__Requirements__
Return the material exactly as supplied, apart from the pictures, which are omitted.

__Data lines__

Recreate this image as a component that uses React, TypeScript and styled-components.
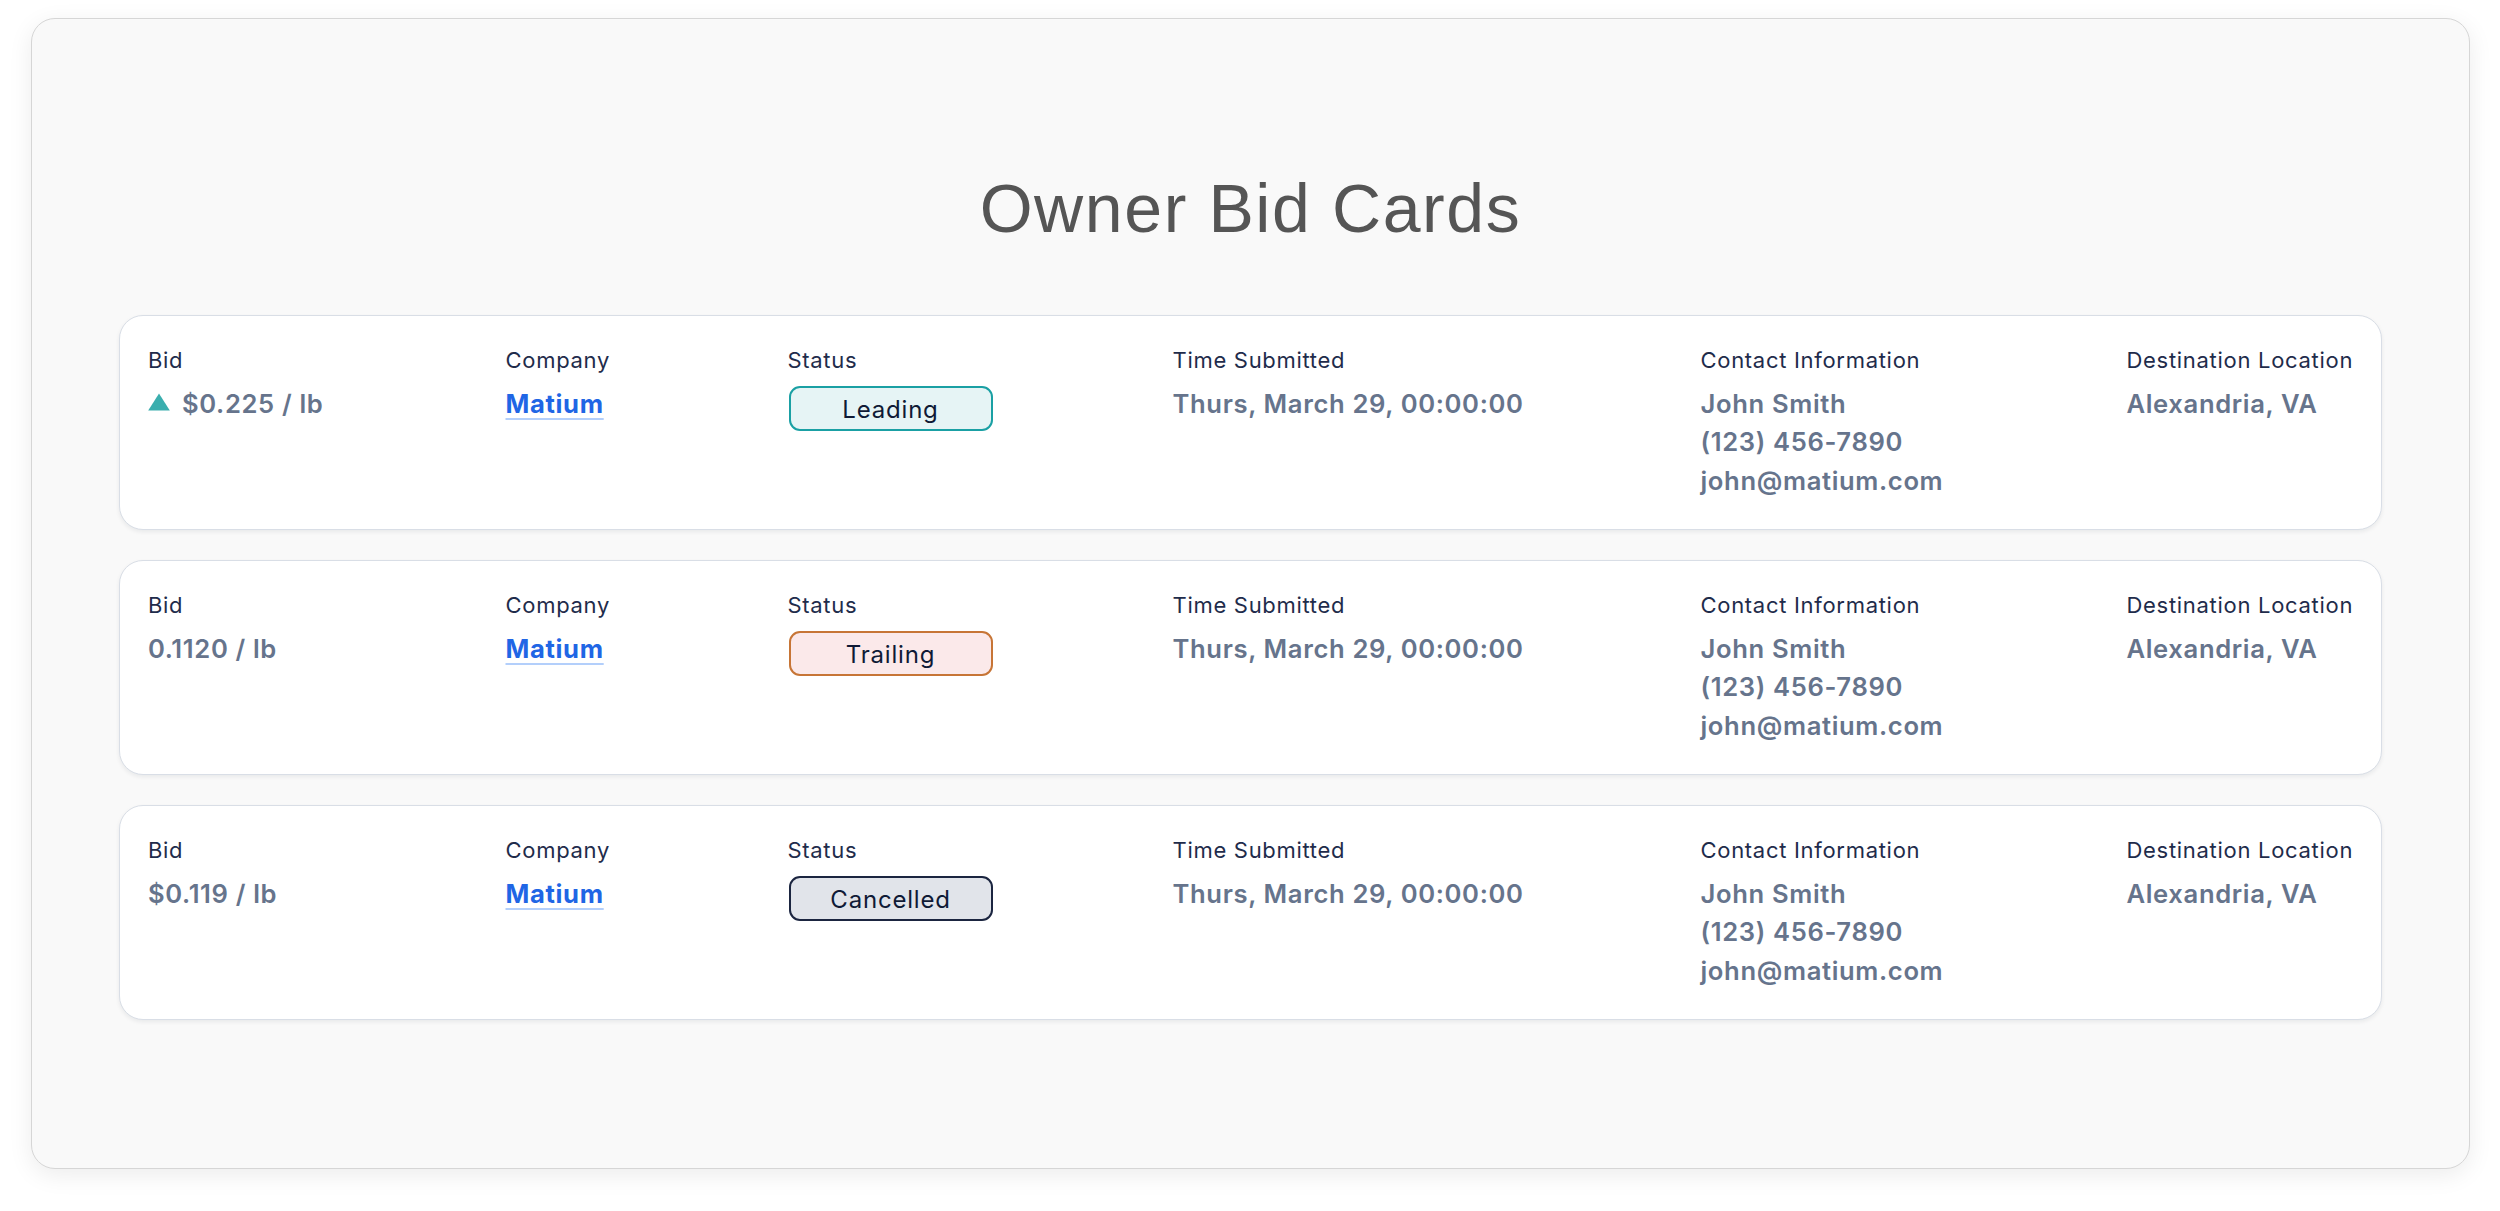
import React from "react";
import styled, { createGlobalStyle } from "styled-components";

const GlobalStyle = createGlobalStyle`
  html, body {
    margin: 0;
    padding: 0;
    background: #ffffff;
  }
  body {
    font-family: Inter, "Noto Sans", "Liberation Sans", sans-serif;
  }
`;

const Page = styled.div`
  padding: 18px 30px 40px 31px;
`;

const Panel = styled.section`
  background: #f9f9f9;
  border: 1px solid #d6d6d6;
  border-radius: 24px;
  box-shadow: 0 6px 24px rgba(0, 0, 0, 0.08);
  padding: 150px 87px 148px;
  display: flex;
  flex-direction: column;
`;

const Title = styled.h1`
  margin: 0 0 68px;
  font-family: "Liberation Sans", Arial, sans-serif;
  font-weight: 400;
  font-size: 68px;
  line-height: 78px;
  letter-spacing: 1.6px;
  color: #555555;
  text-align: center;
`;

const CardList = styled.div`
  display: flex;
  flex-direction: column;
  gap: 30px;
`;

const Card = styled.article`
  background: #ffffff;
  border: 1px solid #d9dee6;
  border-radius: 24px;
  box-shadow: 0 2px 4px rgba(15, 23, 42, 0.07);
  height: 215px;
  box-sizing: border-box;
  padding: 28px 31px 28px 28px;
  display: grid;
  grid-template-columns: 357.5px 282px 385px 528px 426px 1fr;
  align-items: start;
`;

const Field = styled.div`
  display: flex;
  flex-direction: column;
  align-items: flex-start;
`;

const Label = styled.div`
  font-size: 22px;
  line-height: 33px;
  font-weight: 400;
  letter-spacing: 0.7px;
  color: #1f2c4b;
  white-space: nowrap;
`;

const Value = styled.div`
  margin-top: 8px;
  font-size: 25.6px;
  line-height: 38.4px;
  font-weight: 600;
  letter-spacing: 0.65px;
  color: #66748c;
  white-space: nowrap;
  display: flex;
  flex-direction: column;
  align-items: flex-start;
`;

const BidLine = styled.span`
  display: inline-flex;
  align-items: center;
  gap: 12px;
`;

const Arrow = styled.svg`
  width: 22px;
  height: 18px;
  flex: none;
  margin-top: -5px;
`;

const CompanyLink = styled.a`
  color: #1f66e5;
  font-weight: 700;
  text-decoration: underline;
  text-decoration-color: #b3cffb;
  text-decoration-thickness: 1.5px;
  text-underline-offset: 5px;
`;

type Tone = "leading" | "trailing" | "cancelled";

const toneStyles: Record<Tone, { border: string; bg: string }> = {
  leading: { border: "#1aa0a4", bg: "#e6f4f5" },
  trailing: { border: "#c77536", bg: "#fbe9ea" },
  cancelled: { border: "#1b2540", bg: "#e1e4ea" },
};

const Badge = styled.div<{ $tone: Tone }>`
  margin: 9px 0 0 1px;
  width: 204px;
  height: 45px;
  box-sizing: border-box;
  border-radius: 11px;
  border: 2px solid ${(p) => toneStyles[p.$tone].border};
  background: ${(p) => toneStyles[p.$tone].bg};
  display: flex;
  align-items: center;
  justify-content: center;
  font-size: 24px;
  font-weight: 400;
  letter-spacing: 0.8px;
  color: #0f1a36;
  padding-top: 2px;
`;

type Bid = {
  bid: string;
  up?: boolean;
  status: Tone;
  statusText: string;
};

const bids: Bid[] = [
  { bid: "$0.225 / lb", up: true, status: "leading", statusText: "Leading" },
  { bid: "0.1120 / lb", status: "trailing", statusText: "Trailing" },
  { bid: "$0.119 / lb", status: "cancelled", statusText: "Cancelled" },
];

const UpArrow = () => (
  <Arrow viewBox="0 0 22 18">
    <path d="M11 0.5 L21.8 17.5 L0.2 17.5 Z" fill="#3aaeae" />
  </Arrow>
);

export default function App() {
  return (
    <>
      <GlobalStyle />
      <Page>
        <Panel>
          <Title>Owner Bid Cards</Title>
          <CardList>
            {bids.map((b, i) => (
              <Card key={i}>
                <Field>
                  <Label>Bid</Label>
                  <Value>
                    <BidLine>
                      {b.up && <UpArrow />}
                      {b.bid}
                    </BidLine>
                  </Value>
                </Field>
                <Field>
                  <Label>Company</Label>
                  <Value>
                    <CompanyLink href="#">Matium</CompanyLink>
                  </Value>
                </Field>
                <Field>
                  <Label>Status</Label>
                  <Badge $tone={b.status}>{b.statusText}</Badge>
                </Field>
                <Field>
                  <Label>Time Submitted</Label>
                  <Value>Thurs, March 29, 00:00:00</Value>
                </Field>
                <Field>
                  <Label>Contact Information</Label>
                  <Value>
                    <span>John Smith</span>
                    <span>(123) 456-7890</span>
                    <span>john@matium.com</span>
                  </Value>
                </Field>
                <Field>
                  <Label>Destination Location</Label>
                  <Value>Alexandria, VA</Value>
                </Field>
              </Card>
            ))}
          </CardList>
        </Panel>
      </Page>
    </>
  );
}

__Full response__
Recreate this image as a component that uses React, TypeScript and styled-components.
import React from "react";
import styled, { createGlobalStyle } from "styled-components";

const GlobalStyle = createGlobalStyle`
  html, body {
    margin: 0;
    padding: 0;
    background: #ffffff;
  }
  body {
    font-family: Inter, "Noto Sans", "Liberation Sans", sans-serif;
  }
`;

const Page = styled.div`
  padding: 18px 30px 40px 31px;
`;

const Panel = styled.section`
  background: #f9f9f9;
  border: 1px solid #d6d6d6;
  border-radius: 24px;
  box-shadow: 0 6px 24px rgba(0, 0, 0, 0.08);
  padding: 150px 87px 148px;
  display: flex;
  flex-direction: column;
`;

const Title = styled.h1`
  margin: 0 0 68px;
  font-family: "Liberation Sans", Arial, sans-serif;
  font-weight: 400;
  font-size: 68px;
  line-height: 78px;
  letter-spacing: 1.6px;
  color: #555555;
  text-align: center;
`;

const CardList = styled.div`
  display: flex;
  flex-direction: column;
  gap: 30px;
`;

const Card = styled.article`
  background: #ffffff;
  border: 1px solid #d9dee6;
  border-radius: 24px;
  box-shadow: 0 2px 4px rgba(15, 23, 42, 0.07);
  height: 215px;
  box-sizing: border-box;
  padding: 28px 31px 28px 28px;
  display: grid;
  grid-template-columns: 357.5px 282px 385px 528px 426px 1fr;
  align-items: start;
`;

const Field = styled.div`
  display: flex;
  flex-direction: column;
  align-items: flex-start;
`;

const Label = styled.div`
  font-size: 22px;
  line-height: 33px;
  font-weight: 400;
  letter-spacing: 0.7px;
  color: #1f2c4b;
  white-space: nowrap;
`;

const Value = styled.div`
  margin-top: 8px;
  font-size: 25.6px;
  line-height: 38.4px;
  font-weight: 600;
  letter-spacing: 0.65px;
  color: #66748c;
  white-space: nowrap;
  display: flex;
  flex-direction: column;
  align-items: flex-start;
`;

const BidLine = styled.span`
  display: inline-flex;
  align-items: center;
  gap: 12px;
`;

const Arrow = styled.svg`
  width: 22px;
  height: 18px;
  flex: none;
  margin-top: -5px;
`;

const CompanyLink = styled.a`
  color: #1f66e5;
  font-weight: 700;
  text-decoration: underline;
  text-decoration-color: #b3cffb;
  text-decoration-thickness: 1.5px;
  text-underline-offset: 5px;
`;

type Tone = "leading" | "trailing" | "cancelled";

const toneStyles: Record<Tone, { border: string; bg: string }> = {
  leading: { border: "#1aa0a4", bg: "#e6f4f5" },
  trailing: { border: "#c77536", bg: "#fbe9ea" },
  cancelled: { border: "#1b2540", bg: "#e1e4ea" },
};

const Badge = styled.div<{ $tone: Tone }>`
  margin: 9px 0 0 1px;
  width: 204px;
  height: 45px;
  box-sizing: border-box;
  border-radius: 11px;
  border: 2px solid ${(p) => toneStyles[p.$tone].border};
  background: ${(p) => toneStyles[p.$tone].bg};
  display: flex;
  align-items: center;
  justify-content: center;
  font-size: 24px;
  font-weight: 400;
  letter-spacing: 0.8px;
  color: #0f1a36;
  padding-top: 2px;
`;

type Bid = {
  bid: string;
  up?: boolean;
  status: Tone;
  statusText: string;
};

const bids: Bid[] = [
  { bid: "$0.225 / lb", up: true, status: "leading", statusText: "Leading" },
  { bid: "0.1120 / lb", status: "trailing", statusText: "Trailing" },
  { bid: "$0.119 / lb", status: "cancelled", statusText: "Cancelled" },
];

const UpArrow = () => (
  <Arrow viewBox="0 0 22 18">
    <path d="M11 0.5 L21.8 17.5 L0.2 17.5 Z" fill="#3aaeae" />
  </Arrow>
);

export default function App() {
  return (
    <>
      <GlobalStyle />
      <Page>
        <Panel>
          <Title>Owner Bid Cards</Title>
          <CardList>
            {bids.map((b, i) => (
              <Card key={i}>
                <Field>
                  <Label>Bid</Label>
                  <Value>
                    <BidLine>
                      {b.up && <UpArrow />}
                      {b.bid}
                    </BidLine>
                  </Value>
                </Field>
                <Field>
                  <Label>Company</Label>
                  <Value>
                    <CompanyLink href="#">Matium</CompanyLink>
                  </Value>
                </Field>
                <Field>
                  <Label>Status</Label>
                  <Badge $tone={b.status}>{b.statusText}</Badge>
                </Field>
                <Field>
                  <Label>Time Submitted</Label>
                  <Value>Thurs, March 29, 00:00:00</Value>
                </Field>
                <Field>
                  <Label>Contact Information</Label>
                  <Value>
                    <span>John Smith</span>
                    <span>(123) 456-7890</span>
                    <span>john@matium.com</span>
                  </Value>
                </Field>
                <Field>
                  <Label>Destination Location</Label>
                  <Value>Alexandria, VA</Value>
                </Field>
              </Card>
            ))}
          </CardList>
        </Panel>
      </Page>
    </>
  );
}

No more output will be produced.